### [Pages as source code]
----
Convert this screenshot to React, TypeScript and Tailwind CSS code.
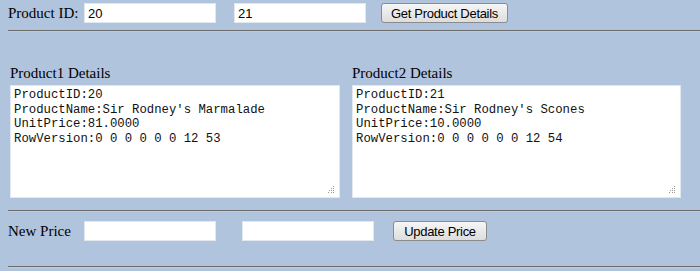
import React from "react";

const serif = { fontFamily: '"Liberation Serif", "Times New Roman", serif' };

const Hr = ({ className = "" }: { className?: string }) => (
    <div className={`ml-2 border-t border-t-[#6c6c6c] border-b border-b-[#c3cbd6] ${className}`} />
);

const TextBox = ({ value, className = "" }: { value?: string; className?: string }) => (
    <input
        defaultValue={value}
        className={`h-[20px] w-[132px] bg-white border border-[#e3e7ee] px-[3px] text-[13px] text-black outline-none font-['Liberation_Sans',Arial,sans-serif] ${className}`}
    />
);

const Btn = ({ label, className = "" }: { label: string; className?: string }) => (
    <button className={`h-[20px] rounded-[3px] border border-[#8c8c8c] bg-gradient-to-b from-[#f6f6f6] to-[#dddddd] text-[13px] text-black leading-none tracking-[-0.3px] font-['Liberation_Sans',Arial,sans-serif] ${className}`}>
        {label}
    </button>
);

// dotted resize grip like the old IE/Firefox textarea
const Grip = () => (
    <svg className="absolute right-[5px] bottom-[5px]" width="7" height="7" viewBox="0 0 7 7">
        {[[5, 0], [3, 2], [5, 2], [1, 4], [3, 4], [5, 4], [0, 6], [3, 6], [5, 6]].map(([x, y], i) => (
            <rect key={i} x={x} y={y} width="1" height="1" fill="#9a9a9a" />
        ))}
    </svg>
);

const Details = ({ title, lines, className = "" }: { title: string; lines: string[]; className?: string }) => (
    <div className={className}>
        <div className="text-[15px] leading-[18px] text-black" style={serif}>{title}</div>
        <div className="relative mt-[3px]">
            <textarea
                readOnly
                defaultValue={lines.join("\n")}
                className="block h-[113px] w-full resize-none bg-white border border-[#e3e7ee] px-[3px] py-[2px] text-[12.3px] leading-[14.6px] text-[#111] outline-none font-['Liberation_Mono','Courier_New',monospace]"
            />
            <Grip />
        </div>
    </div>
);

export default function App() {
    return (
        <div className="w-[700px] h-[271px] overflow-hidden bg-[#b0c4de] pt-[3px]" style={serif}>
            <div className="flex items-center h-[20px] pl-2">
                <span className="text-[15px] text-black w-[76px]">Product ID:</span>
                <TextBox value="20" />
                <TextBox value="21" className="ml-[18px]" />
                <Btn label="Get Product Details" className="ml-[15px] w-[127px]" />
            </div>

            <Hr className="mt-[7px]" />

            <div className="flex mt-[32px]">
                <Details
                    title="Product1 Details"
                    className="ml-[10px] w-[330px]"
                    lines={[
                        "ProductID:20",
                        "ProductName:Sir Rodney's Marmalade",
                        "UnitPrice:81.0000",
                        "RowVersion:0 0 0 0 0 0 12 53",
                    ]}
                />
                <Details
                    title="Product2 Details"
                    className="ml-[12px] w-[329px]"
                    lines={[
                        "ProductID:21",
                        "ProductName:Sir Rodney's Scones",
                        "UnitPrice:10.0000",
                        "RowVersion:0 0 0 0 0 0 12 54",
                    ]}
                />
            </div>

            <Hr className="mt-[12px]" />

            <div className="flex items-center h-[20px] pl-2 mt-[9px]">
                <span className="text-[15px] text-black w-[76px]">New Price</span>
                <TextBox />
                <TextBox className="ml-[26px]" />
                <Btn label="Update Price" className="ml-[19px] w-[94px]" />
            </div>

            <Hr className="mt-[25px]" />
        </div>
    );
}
----
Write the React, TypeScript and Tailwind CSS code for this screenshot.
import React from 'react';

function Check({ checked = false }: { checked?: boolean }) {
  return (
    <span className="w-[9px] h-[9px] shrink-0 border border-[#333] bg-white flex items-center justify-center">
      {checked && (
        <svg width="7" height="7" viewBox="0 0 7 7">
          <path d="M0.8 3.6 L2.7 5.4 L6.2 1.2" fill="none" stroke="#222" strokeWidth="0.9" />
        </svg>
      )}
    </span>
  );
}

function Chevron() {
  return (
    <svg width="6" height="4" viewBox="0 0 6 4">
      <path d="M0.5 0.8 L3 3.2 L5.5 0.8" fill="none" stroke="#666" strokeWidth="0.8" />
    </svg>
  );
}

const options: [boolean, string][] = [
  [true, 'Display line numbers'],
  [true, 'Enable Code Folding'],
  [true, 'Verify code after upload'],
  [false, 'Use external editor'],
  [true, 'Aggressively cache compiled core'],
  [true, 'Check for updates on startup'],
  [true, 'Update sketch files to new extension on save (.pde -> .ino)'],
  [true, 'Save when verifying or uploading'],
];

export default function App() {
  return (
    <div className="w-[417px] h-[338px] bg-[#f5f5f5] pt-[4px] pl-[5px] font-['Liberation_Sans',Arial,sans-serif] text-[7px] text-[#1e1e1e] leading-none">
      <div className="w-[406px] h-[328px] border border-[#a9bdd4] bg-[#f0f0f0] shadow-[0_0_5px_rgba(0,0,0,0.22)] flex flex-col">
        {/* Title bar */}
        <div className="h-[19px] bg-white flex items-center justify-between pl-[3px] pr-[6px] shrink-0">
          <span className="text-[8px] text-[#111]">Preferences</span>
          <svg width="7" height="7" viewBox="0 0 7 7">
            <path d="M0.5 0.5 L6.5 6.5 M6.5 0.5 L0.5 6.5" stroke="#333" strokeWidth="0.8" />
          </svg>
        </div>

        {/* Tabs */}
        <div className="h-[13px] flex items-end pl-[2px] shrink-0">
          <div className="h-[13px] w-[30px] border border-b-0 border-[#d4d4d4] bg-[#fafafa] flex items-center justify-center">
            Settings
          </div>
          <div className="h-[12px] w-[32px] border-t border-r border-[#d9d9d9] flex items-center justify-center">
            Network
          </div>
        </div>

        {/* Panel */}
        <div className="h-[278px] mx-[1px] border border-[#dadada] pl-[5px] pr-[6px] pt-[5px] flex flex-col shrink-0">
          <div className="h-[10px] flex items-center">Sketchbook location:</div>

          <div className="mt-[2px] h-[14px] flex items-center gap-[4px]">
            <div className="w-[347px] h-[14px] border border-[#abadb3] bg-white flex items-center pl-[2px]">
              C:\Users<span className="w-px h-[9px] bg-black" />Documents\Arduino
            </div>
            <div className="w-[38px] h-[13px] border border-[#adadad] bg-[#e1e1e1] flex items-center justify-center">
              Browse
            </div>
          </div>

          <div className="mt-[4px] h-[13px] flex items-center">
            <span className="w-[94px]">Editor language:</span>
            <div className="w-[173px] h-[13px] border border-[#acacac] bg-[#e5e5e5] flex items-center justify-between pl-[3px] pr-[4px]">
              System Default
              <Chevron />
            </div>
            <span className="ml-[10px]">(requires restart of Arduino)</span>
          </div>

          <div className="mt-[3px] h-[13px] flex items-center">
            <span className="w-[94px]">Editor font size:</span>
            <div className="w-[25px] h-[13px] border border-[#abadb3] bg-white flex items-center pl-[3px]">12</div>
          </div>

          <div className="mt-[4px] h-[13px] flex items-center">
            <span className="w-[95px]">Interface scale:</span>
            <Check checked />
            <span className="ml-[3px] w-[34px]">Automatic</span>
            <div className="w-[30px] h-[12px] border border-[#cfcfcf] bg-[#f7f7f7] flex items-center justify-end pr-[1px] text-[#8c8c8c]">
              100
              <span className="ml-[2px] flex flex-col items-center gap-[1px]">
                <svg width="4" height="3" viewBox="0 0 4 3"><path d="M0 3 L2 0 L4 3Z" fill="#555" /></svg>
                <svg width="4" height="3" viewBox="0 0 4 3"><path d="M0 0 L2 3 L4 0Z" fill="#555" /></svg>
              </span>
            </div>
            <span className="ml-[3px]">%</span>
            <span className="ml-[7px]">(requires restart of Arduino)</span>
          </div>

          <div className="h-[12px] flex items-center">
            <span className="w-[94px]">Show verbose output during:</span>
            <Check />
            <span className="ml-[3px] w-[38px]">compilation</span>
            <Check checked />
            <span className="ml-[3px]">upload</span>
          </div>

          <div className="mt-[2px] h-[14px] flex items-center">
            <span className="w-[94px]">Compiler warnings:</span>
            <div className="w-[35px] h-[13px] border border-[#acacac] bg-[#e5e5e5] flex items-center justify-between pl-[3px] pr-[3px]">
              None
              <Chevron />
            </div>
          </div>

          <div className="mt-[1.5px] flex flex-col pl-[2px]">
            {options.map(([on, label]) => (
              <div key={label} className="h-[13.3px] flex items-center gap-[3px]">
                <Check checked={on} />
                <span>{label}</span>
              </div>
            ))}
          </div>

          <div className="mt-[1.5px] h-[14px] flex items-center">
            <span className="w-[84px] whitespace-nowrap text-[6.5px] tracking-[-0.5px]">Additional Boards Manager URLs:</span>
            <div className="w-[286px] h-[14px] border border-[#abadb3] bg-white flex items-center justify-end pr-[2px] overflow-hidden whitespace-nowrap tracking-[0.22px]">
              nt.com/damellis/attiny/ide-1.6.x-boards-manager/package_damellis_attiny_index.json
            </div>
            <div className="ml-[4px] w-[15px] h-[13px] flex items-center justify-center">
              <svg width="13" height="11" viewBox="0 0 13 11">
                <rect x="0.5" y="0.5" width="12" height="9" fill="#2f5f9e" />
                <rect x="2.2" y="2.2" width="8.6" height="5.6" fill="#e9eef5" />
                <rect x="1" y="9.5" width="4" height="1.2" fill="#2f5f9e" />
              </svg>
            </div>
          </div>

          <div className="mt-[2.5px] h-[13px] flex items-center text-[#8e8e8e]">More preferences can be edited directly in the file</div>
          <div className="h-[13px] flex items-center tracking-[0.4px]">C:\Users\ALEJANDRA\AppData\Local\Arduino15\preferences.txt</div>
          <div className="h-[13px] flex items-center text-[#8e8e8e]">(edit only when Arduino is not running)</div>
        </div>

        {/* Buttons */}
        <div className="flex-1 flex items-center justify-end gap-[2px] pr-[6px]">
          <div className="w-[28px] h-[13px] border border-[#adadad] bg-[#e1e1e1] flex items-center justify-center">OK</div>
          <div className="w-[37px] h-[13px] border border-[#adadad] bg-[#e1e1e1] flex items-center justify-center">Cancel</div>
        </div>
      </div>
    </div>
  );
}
----
### [WHAT THE TASK ASKS]
Say how many lines in the entries contain the string "this", and leave out everything else.

### [CORRECT RESULT]
2